First, it gave opponents false confidence. They would think they'd cracked his code, figured out his patterns, giving them a dangerous sense of security that made the eventual pattern breaks even more disorienting.
Second, when he did break those established patterns, it created paralyzing doubt about all their previous reads. If they were wrong about this pattern, what else were they wrong about? This uncertainty would cascade through their decision-making process.
Third, the mental energy required to constantly predict what was actually unpredictable would slowly drain opponents over the course of a match. While Federer played with the calm confidence of someone executing a predetermined plan, his opponents were burning cognitive resources trying to solve an unsolvable puzzle.
"Most players think they should be focusing on their strokes," O'Shannessy notes. "It's not. The most important thing on a court is the person on the other side of the net."
What This Means for Elite Performers
Federer's approach reveals a fundamental truth about high-level competition: the most effective unpredictability isn't random at all. It's the result of building such strong, reliable patterns that you can break them at exactly the right moment for maximum impact.
This principle extends far beyond tennis. In any competitive environment, the ability to establish expectations and then strategically violate them creates powerful advantages. But it only works when you have both the technical mastery to establish those patterns consistently and the strategic wisdom to know when breaking them will be most effective.

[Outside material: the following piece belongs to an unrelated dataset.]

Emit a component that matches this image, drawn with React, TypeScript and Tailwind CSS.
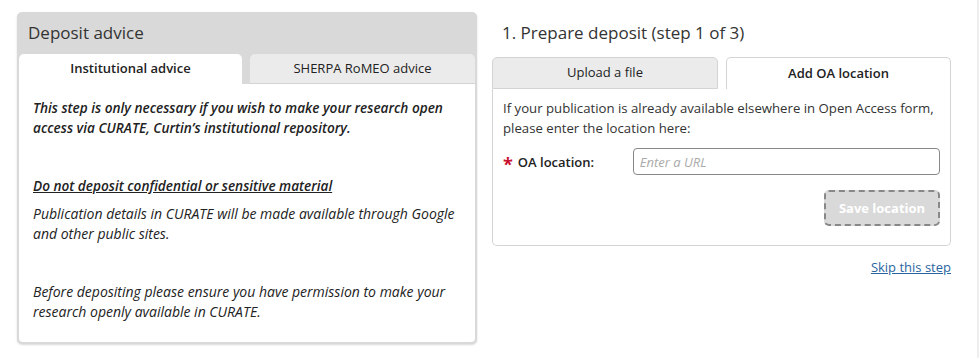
const font = { fontFamily: '"Open Sans", "Liberation Sans", sans-serif' };

function AdvicePanel() {
  return (
    <div className="w-[460px] rounded-[5px] bg-[#d9d9d9] px-[2px] pb-[2px] shadow-[0_1px_2px_rgba(0,0,0,0.15)]">
      <h2 className="h-[42px] px-[9px] pt-[9px] text-[17px] leading-[24px] text-[#333]">Deposit advice</h2>
      <div className="flex gap-[8px]">
        <div className="flex h-[30px] w-[223px] items-center justify-center rounded-t-[5px] bg-white text-[13px] font-semibold text-[#222]">
          Institutional advice
        </div>
        <div className="flex h-[30px] flex-1 items-center justify-center rounded-t-[5px] border-b border-[#d4d4d4] bg-[#ebebeb] text-[13px] text-[#222]">
          SHERPA RoMEO advice
        </div>
      </div>
      <div className="h-[258px] rounded-b-[4px] bg-white px-[14px] pt-[14px] text-[14px] italic leading-[20px] text-[#222]">
        <p className="text-[13.6px] font-semibold">
          This step is only necessary if you wish to make your research open access via CURATE, Curtin’s institutional
          repository.
        </p>
        <p className="mt-[38px] text-[13.6px] font-semibold underline">Do not deposit confidential or sensitive material</p>
        <p className="mt-[8px]">Publication details in CURATE will be made available through Google and other public sites.</p>
        <p className="mt-[38px]">Before depositing please ensure you have permission to make your research openly available in CURATE.</p>
      </div>
    </div>
  );
}

function DepositPanel() {
  return (
    <div className="w-[459px]">
      <h2 className="h-[45px] px-[10px] pt-[9px] text-[17px] leading-[24px] text-[#333]">1. Prepare deposit (step 1 of 3)</h2>
      <div className="flex gap-[8px]">
        <div className="flex h-[32px] w-[226px] items-center justify-center rounded-t-[5px] border border-[#d4d4d4] bg-[#ebebeb] text-[13px] text-[#222]">
          Upload a file
        </div>
        <div className="flex h-[32px] flex-1 items-center justify-center rounded-t-[5px] border border-b-0 border-[#d4d4d4] bg-white text-[13px] font-semibold text-[#222]">
          Add OA location
        </div>
      </div>
      <div className="h-[157px] rounded-b-[5px] border border-t-0 border-[#d4d4d4] px-[10px] pt-[9px] text-[13.2px] leading-[20px] text-[#333]">
        <p>If your publication is already available elsewhere in Open Access form, please enter the location here:</p>
        <div className="mt-[10px] flex items-center">
          <label className="flex w-[130px] items-center gap-[5px] text-[13px] font-semibold text-[#222]">
            <span className="mt-[5px] text-[18px] font-bold leading-none text-[#c8102e]">*</span>
            OA location:
          </label>
          <input
            placeholder="Enter a URL"
            className="h-[27px] w-[308px] rounded-[4px] border border-[#888] px-[6px] text-[13px] italic outline-none placeholder:text-[#aaa]"
            style={font}
          />
        </div>
        <div className="mt-[15px] flex justify-end">
          <button
            className="h-[36px] w-[116px] rounded-[5px] border-2 border-dashed border-[#888] bg-[#d9d9d9] text-[13px] font-bold text-white"
            style={font}
          >
            Save location
          </button>
        </div>
      </div>
      <div className="mt-[12px] flex justify-end">
        <a href="#" className="text-[13px] leading-[18px] text-[#2a65a0] underline">
          Skip this step
        </a>
      </div>
    </div>
  );
}

export default function App() {
  return (
    <div className="flex h-[358px] w-[979px] bg-white" style={font}>
      <div className="flex flex-1 items-start gap-[15px] pl-[17px] pt-[12px]">
        <AdvicePanel />
        <DepositPanel />
      </div>
      <div className="w-[2px] bg-[#eeeeee]" />
    </div>
  );
}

The key insight is that deception requires trust first. Your opponents need to believe in your patterns before you can use those patterns against them. This means being willing to play the long game, sometimes sacrificing immediate tactical advantages to build the psychological foundation for later strategic victories.
Your Challenge This Week
Identify the patterns in your own performance domain. What consistent behaviors, strategies, or approaches have you established that opponents or competitors have learned to expect from you?
Design a systematic approach to strategic pattern-breaking. Choose one established pattern in your competitive repertoire and experiment with violating it at crucial moments. Document when you break the pattern, how opponents react, and what advantages this creates.
Remember Federer's lesson: the goal isn't to be random, but to be so precise with your patterns that you can break them at will. True unpredictability is a weapon that requires careful forging before it can be effectively wielded.
The greatest deception isn't chaos. It's making people think they can predict you when they absolutely cannot.